To my shock, I look this asshole up, and discover he's forty years old, and actually made it through four years in the USN (a stain on that service). Oh, and his little biography says nothing about a J-O-B....but it does talk about his "ambitions." Is he living in Mama's basement, or what?

Mark Noonan, 40, is a senior writer for Blogs For Bush.

Born absurdly in New York State, he grew up in California, served four years in the United States Navy and has lived in Las Vegas, Nevada for the past ten years.
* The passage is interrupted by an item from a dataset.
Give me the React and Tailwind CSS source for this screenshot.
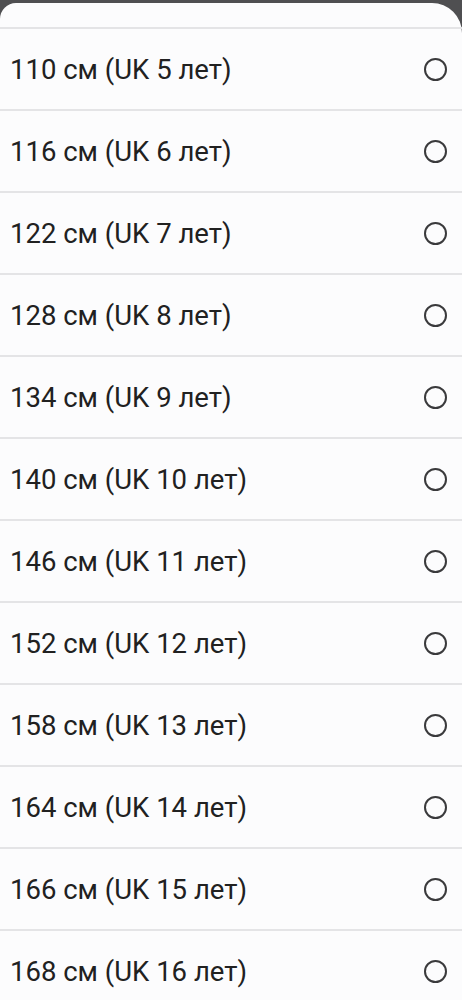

He is a student of history with ambitions of writing both historical works and fiction novels.



http://www.blogsforbush.com/mark.html


Ah, but wait...I found MORE on this dolt: http://www.sourcewatch.org/index.php?title=Mark_Noonan

"To pay the bills, he works as a credit underwriter; he is soon-to-be married and has no children but does have a small dog to provide both humor and grief.

He is not related to Peggy Noonan."

According to a September 28, 2004, profile written by Noonan for Pop + Politics (http://www.popandpolitics.com/articles_detail_archived.cfm?articleID=1270), "Mark Noonan is a 39-year-old man who lives in Las Vegas, Nevada. He is of rigidly Catholic theology, mighty disappointed to note he'll soon be 40, and to steal from Douglas Adams a bit he is almost, but not quite, exactly unlike anyone you've ever met. His favorite recreation is to write commentary about current affairs."

...Anjeanette Damon, "Bloggers poised to be players on state's campaign landscape," ( http://news.rgj.com/apps/pbcs.dll/article?AID=/20051120/NEWS10/511200360/1016/NEWS ) Reno Gazette-Journal (NV), November 20, 2005: "And Mark Noonan, a 40-year-old underwriter from Las Vegas, who already has a national following as a writer for Blogs for Bush and GOP Bloggers, is gearing up to launch Battleborn Politics by the first of the year. ... 'I'm a conservative Republican,' he said. 'This will not be a balanced blog. I will give the other side their due, but I'm here to support my side.'" Note: This new website has not been located online.

Here he is with his new bride!


http://www.pahrumpvalleytimes.com.nyud.net:8090/2006/02/24/photos/noonan1.jpg

http://www.pahrumpvalleytimes.com/2006/02/24/news/wedding.html

Creepy.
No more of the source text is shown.